What did Whitehead mean by this? (whites only edition)

The ultimate evil in the temporal world is deeper than any specific evil. It lies in the fact that the past fades, that time is a 'perpetual perishing.' Objectification involves elimination. The present fact has not the past fact with it in any full immediacy. The process of time veils the past below distinctive feeling. There is a unison of becoming among things in the present. Why should there not be novelty without loss of this direct unison of immediacy among things? In the temporal world, it is the empirical fact that process entails loss: the past is present under an abstraction. But there is no reason, of any ultimate metaphysical generality, why this should be the whole story. The nature of evil is that the character of things are mutually obstructive. Thus the depths of life require a process of selection. But the selection is elimination as the first step towards another temporal order seeking to minimize obstructive modes. Selection is at once the measure of evil and the process of its evasion. It means the discarding the element of obstructiveness in fact. No element in fact is ineffectual: Thus the struggle with evil is a process of building up a mode of utilization by the provision of intermediate elements introducing a complex structure of harmony.

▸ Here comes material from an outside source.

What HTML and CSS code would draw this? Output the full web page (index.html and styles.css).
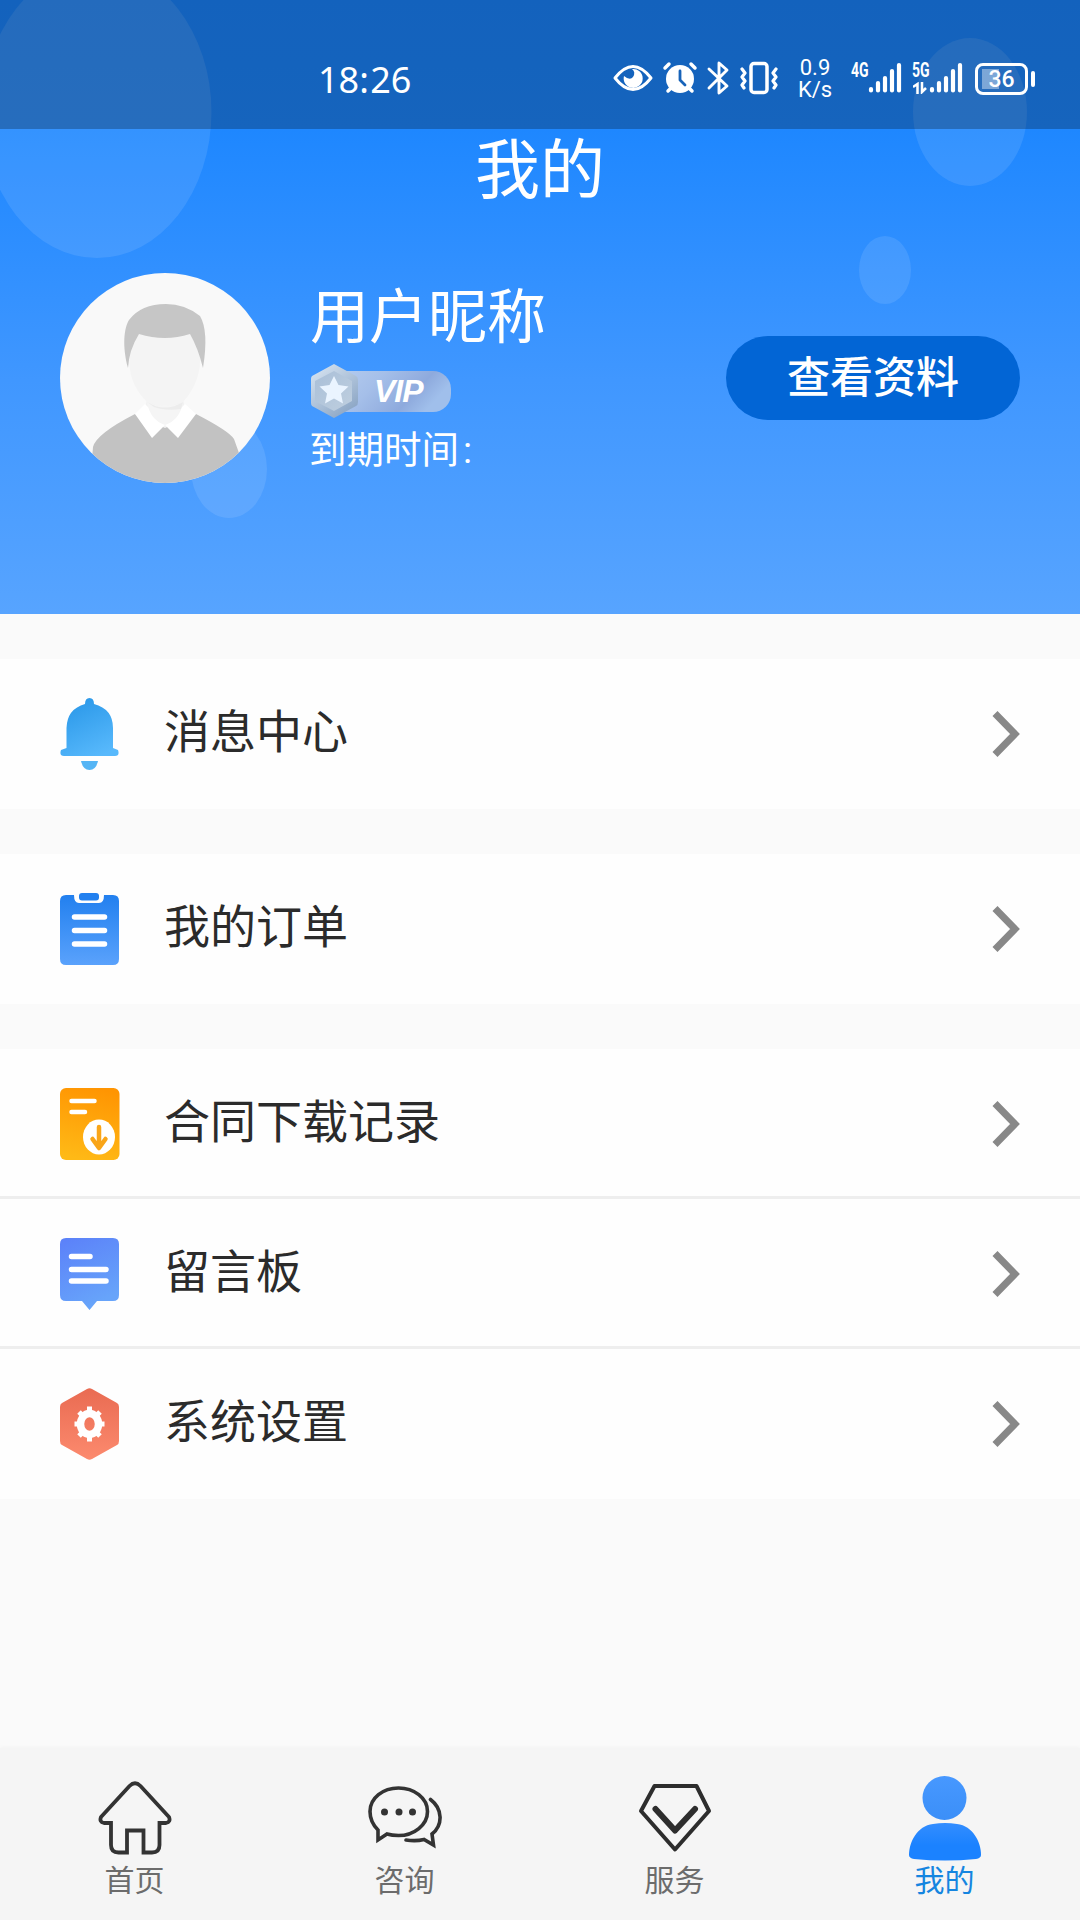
FILE: index.html
```html
<!DOCTYPE html>
<html lang="zh-CN">
<head>
<meta charset="UTF-8">
<title>我的</title>
<link rel="stylesheet" href="styles.css">
</head>
<body>
<div class="screen">
  <header class="hero">
    <svg class="bubbles" viewBox="0 0 1080 614" fill="#fff" fill-opacity=".1">
      <ellipse cx="97" cy="112" rx="114.500" ry="146"/>
      <ellipse cx="970" cy="112" rx="57" ry="74"/>
      <ellipse cx="885" cy="270" rx="26" ry="34"/>
      <ellipse cx="229" cy="469" rx="38" ry="49"/>
    </svg>
    <div class="status">
      <span class="clock"><span>18</span><span class="colon">:</span><span>26</span></span>
      <svg class="status-icons" viewBox="0 0 240 80" fill="none" stroke="#fff" stroke-width="3" stroke-linecap="round" stroke-linejoin="round">
        <path d="M15 38Q24 26.500 33 26.500T51 38Q42 49.500 33 49.500T15 38Z"/>
        <path d="M32 29a9.500 9.500 0 1 1-8 7q6 5 9 1 3-5-1-8Z" fill="#fff" stroke="none"/>
        <circle cx="80" cy="39" r="14" fill="#fff" stroke="none"/>
        <path d="M65 28l4-4M95 28l-4-4M68 51l3-3M92 51l-3-3" stroke-width="3.500"/>
        <path d="M80 31v9l5 5" stroke="#1763b9" stroke-width="2.800"/>
        <path d="M109 29l18 17-8 7V23l8 7-18 18" stroke-width="2.900"/>
        <rect x="151" y="23.500" width="16" height="29" rx="3" stroke-width="3.500"/>
        <path d="M142 29l3 4-3 4 3 4-3 4 2 3M176 29l-3 4 3 4-3 4 3 4-2 3" stroke-width="3.200"/>
      </svg>
      <div class="speed"><span>0.9</span><span>K/s</span></div>
      <div class="signal">
        <span class="net">4G</span>
        <svg class="bars" viewBox="0 0 36 36" stroke="#fff" stroke-width="4.200" stroke-linecap="round"><path d="M3 31v1.500M10 25v7.500M17 20v12.500M24 13v19.500M31 7v25.500"/></svg>
      </div>
      <div class="signal signal-5g">
        <span class="net">5G</span>
        <svg class="bars" viewBox="0 0 36 36" stroke="#fff" stroke-width="4.200" stroke-linecap="round"><path d="M3 31v1.500M10 25v7.500M17 20v12.500M24 13v19.500M31 7v25.500"/></svg>
        <svg class="updown" viewBox="0 0 14 12" fill="none" stroke="#fff" stroke-width="2.500"><path d="M0 5l4.500-3v10M9 0v10l4-4"/></svg>
      </div>
      <div class="battery"><span class="cell">36</span><span class="cap"></span></div>
    </div>
    <h1 class="title">我的</h1>
    <div class="profile">
      <svg class="avatar" viewBox="0 0 210 210">
        <defs><clipPath id="face"><circle cx="105" cy="105" r="105"/></clipPath></defs>
        <g clip-path="url(#face)">
          <rect width="210" height="210" fill="#f9f9f9"/>
          <path d="M87 127q18 11 36 0l4 15-22 18-22-18Z" fill="#f2f2f2"/>
          <path d="M70 80Q70 55 105 55T140 80Q142 108 123 129Q105 136 87 129Q66 108 70 80Z" fill="#f4f4f4"/>
          <path d="M68 95C62 73 64 55 69 47Q81 31 106 31 125 31 140 43 149 58 143 95 138 75 130 61 105 69 79 61 69 77 68 95Z" fill="#c6c6c6"/>
          <path d="M30 210L33 174Q36 161 75 141L105 155 136 141Q169 158 174 166L179 180V210Z" fill="#c2c2c2"/>
          <path d="M75 141l10-10 20 20 20-20 11 10-18 24-13-13-13 13Z" fill="#fff"/>
          <path d="M87 129q18 8 36 0-3 18-18 23-15-5-18-23Z" fill="#f5f5f5"/>
          <path d="M87 129q18 11 36 0l-2 7q-16 2-27-2Z" fill="#ececec"/>
        </g>
      </svg>
      <div class="who">
        <div class="nick">用户昵称</div>
        <div class="vip">
          <svg viewBox="0 0 142 56">
            <defs>
              <linearGradient id="pill" x2="1" y2=".3"><stop stop-color="#b9cfef"/><stop offset=".45" stop-color="#a5bfe9"/><stop offset=".8" stop-color="#8eaadd"/><stop offset="1" stop-color="#a0bfeb"/></linearGradient>
              <linearGradient id="hex" x2=".7" y2="1"><stop stop-color="#dce8f4"/><stop offset="1" stop-color="#8ca6c5"/></linearGradient>
              <linearGradient id="hexIn" y2="1"><stop stop-color="#a9bfd8"/><stop offset="1" stop-color="#bfcfdf"/></linearGradient>
            </defs>
            <rect x="14" y="8" width="127" height="41" rx="18" fill="url(#pill)"/>
            <path d="M24 1L46 13Q48 14 48 17V39Q48 42 46 43L24 55 2 43Q1 42 1 40V16Q1 14 2 13Z" fill="url(#hex)"/>
            <path d="M24 8L42 18V38L24 48 5 38V18Z" fill="url(#hexIn)"/>
            <path d="M24 13l4.500 9 10 1.500-7.500 7 2 10-9-5-9 5 2-10-7.500-7 10-1.500Z" fill="#eaf4ff"/>
          </svg>
          <span class="vip-text">VIP</span>
        </div>
        <div class="expiry">到期时间<span>:</span></div>
      </div>
      <button class="view">查看资料</button>
    </div>
  </header>

  <main class="menu">
    <section class="group">
      <a class="row">
        <svg class="icon" viewBox="0 0 60 72">
          <defs><linearGradient id="bell" x1=".2" x2=".7" y2="1"><stop stop-color="#2997e8"/><stop offset="1" stop-color="#58b9fc"/></linearGradient></defs>
          <path d="M25 6Q25 0 29.500 0T34 6Q53 11 53 30V50L58 52Q60 58 55 58H4Q-1 58 1 52L6.500 50V30Q7 11 25 6Z" fill="url(#bell)"/>
          <path d="M21 63H38Q36 72 29.500 72T21 63Z" fill="#55b5f5"/>
        </svg>
        <span class="label">消息中心</span>
        <svg class="chevron" viewBox="0 0 30 48"><path d="M5 3.500L25 24 5 44.500"/></svg>
      </a>
    </section>
    <section class="group">
      <a class="row">
        <svg class="icon" viewBox="0 0 60 72">
          <defs><linearGradient id="order" x2="0" y2="1"><stop stop-color="#2280ef"/><stop offset="1" stop-color="#5aa2fc"/></linearGradient></defs>
          <path d="M6 2H14Q14 10 19 10H39Q44 10 44 2H53Q59 2 59 8V66Q59 72 53 72H6Q0 72 0 66V8Q0 2 6 2Z" fill="url(#order)"/>
          <rect x="19" y="0" width="20" height="7.500" rx="3" fill="#2280ef"/>
          <path d="M14.500 24H44.500M14.500 37.500H44.500M14.500 51H44.500" stroke="#fff" stroke-width="5.500" stroke-linecap="round"/>
        </svg>
        <span class="label">我的订单</span>
        <svg class="chevron" viewBox="0 0 30 48"><path d="M5 3.500L25 24 5 44.500"/></svg>
      </a>
    </section>
    <section class="group">
      <a class="row">
        <svg class="icon" viewBox="0 0 60 72">
          <defs><linearGradient id="contract" x1=".6" x2=".4" y2="1"><stop stop-color="#ff9502"/><stop offset="1" stop-color="#ffb916"/></linearGradient></defs>
          <rect width="59.500" height="72" rx="6" fill="url(#contract)"/>
          <path d="M11.500 13H34.500M11.500 24H25" stroke="#fff" stroke-width="4.500" stroke-linecap="round"/>
          <ellipse cx="39" cy="49" rx="16" ry="17.500" fill="#fff"/>
          <path d="M39 39V59M32.500 51L39 60 45.500 51" fill="none" stroke="#f9a518" stroke-width="4.500" stroke-linecap="round" stroke-linejoin="round"/>
        </svg>
        <span class="label">合同下载记录</span>
        <svg class="chevron" viewBox="0 0 30 48"><path d="M5 3.500L25 24 5 44.500"/></svg>
      </a>
      <a class="row">
        <svg class="icon" viewBox="0 0 60 72">
          <defs><linearGradient id="board" x2=".4" y2="1"><stop stop-color="#5b80f9"/><stop offset="1" stop-color="#67a4fa"/></linearGradient></defs>
          <path d="M6 0H53Q59 0 59 6V57Q59 63 53 63H37L29.500 72 22 63H6Q0 63 0 57V6Q0 0 6 0Z" fill="url(#board)"/>
          <path d="M11.500 18.500H30M11.500 31.500H46M11.500 43H46" stroke="#fff" stroke-width="5.500" stroke-linecap="round"/>
        </svg>
        <span class="label">留言板</span>
        <svg class="chevron" viewBox="0 0 30 48"><path d="M5 3.500L25 24 5 44.500"/></svg>
      </a>
      <a class="row">
        <svg class="icon" viewBox="0 0 60 72">
          <defs><linearGradient id="setting" x2="0" y2="1"><stop stop-color="#e96b52"/><stop offset="1" stop-color="#fc8a6e"/></linearGradient></defs>
          <path d="M27 1Q29.500-.5 32 1L57 15Q59 16 59 19V53Q59 56 57 57L32 71Q29.500 72.500 27 71L2 57Q0 56 0 53V19Q0 16 2 15Z" fill="url(#setting)"/>
          <g fill="none" stroke="#fff">
            <ellipse cx="29.500" cy="36" rx="9" ry="10.500" stroke-width="7.500"/>
            <path d="M29.500 18.500v5M29.500 48.500v5M14.500 36h4M40.500 36h4M19 24l4 4M40 24l-4 4M19 48l4-4M40 48l-4-4" stroke-width="5"/>
          </g>
        </svg>
        <span class="label">系统设置</span>
        <svg class="chevron" viewBox="0 0 30 48"><path d="M5 3.500L25 24 5 44.500"/></svg>
      </a>
    </section>
  </main>

  <nav class="tabs">
    <a class="tab">
      <svg class="tab-icon" viewBox="0 0 74 86" fill="none" stroke="#333" stroke-width="3.800">
        <path d="M31.500 10Q37 4.500 42.500 10L71 41Q73 46 68 47H61.500V69Q61.500 76.500 54 76.500H45.500V54.500H29V76.500H20.500Q13 76.500 13 69V47H6Q1 46 3 41Z"/>
      </svg>
      <span>首页</span>
    </a>
    <a class="tab">
      <svg class="tab-icon" viewBox="0 0 74 86" fill="none" stroke="#333" stroke-width="3.600" stroke-linecap="round">
        <path d="M10 64V54C5 49 2 43 2 35.500 2 22 15 12 30.500 12S59.500 22 59.500 35.500 46 59.500 30.500 59.500Q24 59.500 19 58Z"/>
        <path d="M62.500 23.500C75 33 75 49 64 58L65.500 69 56 63.500Q48 65.500 38 64"/>
        <g fill="#333" stroke="none"><circle cx="16.500" cy="36" r="3.500"/><circle cx="31" cy="36" r="3.500"/><circle cx="44.500" cy="36" r="3.500"/></g>
      </svg>
      <span>咨询</span>
    </a>
    <a class="tab">
      <svg class="tab-icon" viewBox="0 0 74 86" fill="none" stroke="#2d2d2d" stroke-width="4" stroke-linejoin="round">
        <path d="M16.500 10H58.500L71 35 37 73.500 3 35Z"/>
        <path d="M17.500 33L37 54.500 57 33" stroke-width="6" stroke-linecap="round"/>
      </svg>
      <span>服务</span>
    </a>
    <a class="tab active">
      <svg class="tab-icon" viewBox="0 0 74 86">
        <defs>
          <linearGradient id="me" x2="0" y2="1"><stop stop-color="#4798ff"/><stop offset="1" stop-color="#3b8ff8"/></linearGradient>
          <linearGradient id="meBody" x2="0" y2="1"><stop stop-color="#338dff"/><stop offset=".6" stop-color="#1b82ff"/></linearGradient>
        </defs>
        <circle cx="36.500" cy="22" r="22" fill="url(#me)"/>
        <path d="M25 48Q37 46 49 48C65 50 73 66 73 79Q73 82 68 83Q37 86 6 83Q1 82 1 79C1 66 9 50 25 48Z" fill="url(#meBody)"/>
      </svg>
      <span>我的</span>
    </a>
  </nav>
</div>
</body>
</html>
```
FILE: styles.css
```css
* {
  box-sizing: border-box;
}

body {
  margin: 0;
  font-family: Roboto, "Noto Sans CJK SC", sans-serif;
}

.screen {
  display: flex;
  flex-direction: column;
  width: 1080px;
  height: 1920px;
  background: #fafafa;
  overflow: hidden;
}

.hero {
  position: relative;
  height: 614px;
  color: #fff;
  background: linear-gradient(#1a85ff 0, #1e87ff 129px, #4097ff 380px, #57a4ff 614px);
}

.bubbles {
  position: absolute;
  inset: 0;
  width: 1080px;
  height: 614px;
}

/* status bar */
.status {
  position: relative;
  display: flex;
  height: 129px;
  padding: 40px 0 0 318px;
  background: rgba(0, 0, 0, .26);
}

.clock {
  display: flex;
  width: 282px;
  font-size: 36px;
  line-height: 80px;
  font-family: "Noto Sans", sans-serif;
}

.colon {
  width: 11px;
}

.status-icons {
  flex: none;
  width: 240px;
  height: 80px;
  margin-right: -44px;
}

.speed {
  display: flex;
  flex-direction: column;
  width: 38px;
  padding-top: 17px;
  font-size: 22px;
  line-height: 21.500px;
  text-align: center;
}

.signal {
  position: relative;
  width: 51px;
  margin: 21px 0 0 17px;
  height: 36px;
}

.signal-5g {
  margin-left: 10px;
}

.bars {
  width: 36px;
  height: 36px;
  margin: -3px 0 0 17px;
}

.net {
  position: absolute;
  left: 0;
  top: 0;
  font-size: 20px;
  line-height: 18px;
  font-weight: 700;
  transform: scaleX(.7);
  transform-origin: left;
}

.updown {
  position: absolute;
  left: 1px;
  top: 21px;
  width: 14px;
  height: 12px;
}

.battery {
  display: flex;
  align-items: center;
  gap: 3px;
  height: 32px;
  margin: 23px 0 0 12px;
}

.cell {
  width: 53px;
  height: 32px;
  border: 3px solid #fff;
  border-radius: 8px;
  background: linear-gradient(90deg, rgba(255, 255, 255, .4) 17px, transparent 17px) 4px 3px / 40px 20px no-repeat;
  font-size: 23px;
  line-height: 27px;
  font-weight: 500;
  text-align: center;
}

.cap {
  width: 4px;
  height: 16px;
  border-radius: 2px;
  background: #fff;
}

/* profile */
.title {
  margin: 0;
  padding-top: 2px;
  font-size: 65px;
  line-height: 80px;
  font-weight: 400;
  text-align: center;
}

.title,
.profile {
  position: relative;
}

.profile {
  display: flex;
  padding: 62px 60px 0;
}

.avatar {
  width: 210px;
  height: 210px;
}

.who {
  display: flex;
  flex-direction: column;
  width: 456px;
  padding: 9px 0 0 40px;
}

.nick {
  font-size: 59px;
  line-height: 72px;
}

.vip {
  position: relative;
  width: 142px;
  height: 56px;
  margin-top: 9px;
}

.vip svg {
  display: block;
  width: 142px;
  height: 56px;
}

.vip-text {
  position: absolute;
  left: 64px;
  top: 8px;
  font: italic 700 32px/41px "Liberation Sans", sans-serif;
  letter-spacing: -1px;
}

.expiry {
  margin: 8px 0 0 -1px;
  font-size: 37.500px;
  line-height: 46px;
}

.expiry span {
  margin-left: 4px;
}

.view {
  width: 294px;
  height: 84px;
  margin: 63px 0 0;
  padding: 0 0 7px;
  border: 0;
  border-radius: 42px;
  background: #0265d5;
  color: #fff;
  font: 500 43px/77px "Noto Sans CJK SC", sans-serif;
}

/* menu */
.menu {
  flex: 1;
  display: flex;
  flex-direction: column;
  gap: 45px;
  padding-top: 45px;
}

.group {
  background: #fefefe;
}

.row {
  display: flex;
  align-items: center;
  height: 150px;
  padding: 0 60px;
}

.row:not(:last-child) {
  box-shadow: inset 0 -3px #eee;
}

.icon {
  width: 60px;
  height: 72px;
}

.label {
  flex: 1;
  margin: -4px 0 0 44px;
  font-size: 46px;
  line-height: 60px;
  color: #2b2b2b;
}

.chevron {
  width: 30px;
  height: 48px;
  fill: none;
  stroke: #888;
  stroke-width: 7;
}

/* bottom tabs */
.tabs {
  display: flex;
  height: 172px;
  background: #f5f5f5;
  box-shadow: 0 -1px 4px rgba(0, 0, 0, .03);
}

.tab {
  flex: 1;
  display: flex;
  flex-direction: column;
  align-items: center;
  padding: 28px 1px 0 0;
  font-size: 30px;
  line-height: 36px;
  color: #6c6c6c;
}

.tab-icon {
  width: 74px;
  height: 86px;
  margin-bottom: 1px;
}

.active {
  color: #1585e0;
}
```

The triviality in some initial reconstruction of order expresses the fact that actualities are being produced, which, trivial in their own proper character of immediate 'ends,' are proper 'means' for the emergence of a world at once lucid, and intrinsically of immediate worth.
"The evil of the world is that those elements which are translucent so far as transmission is concerned, in themselves are of slight weight; and that those elements with individual weight, by their discord, impose upon vivid immediacy the obligation that it fades into night. 'He giveth his beloved - sleep.'"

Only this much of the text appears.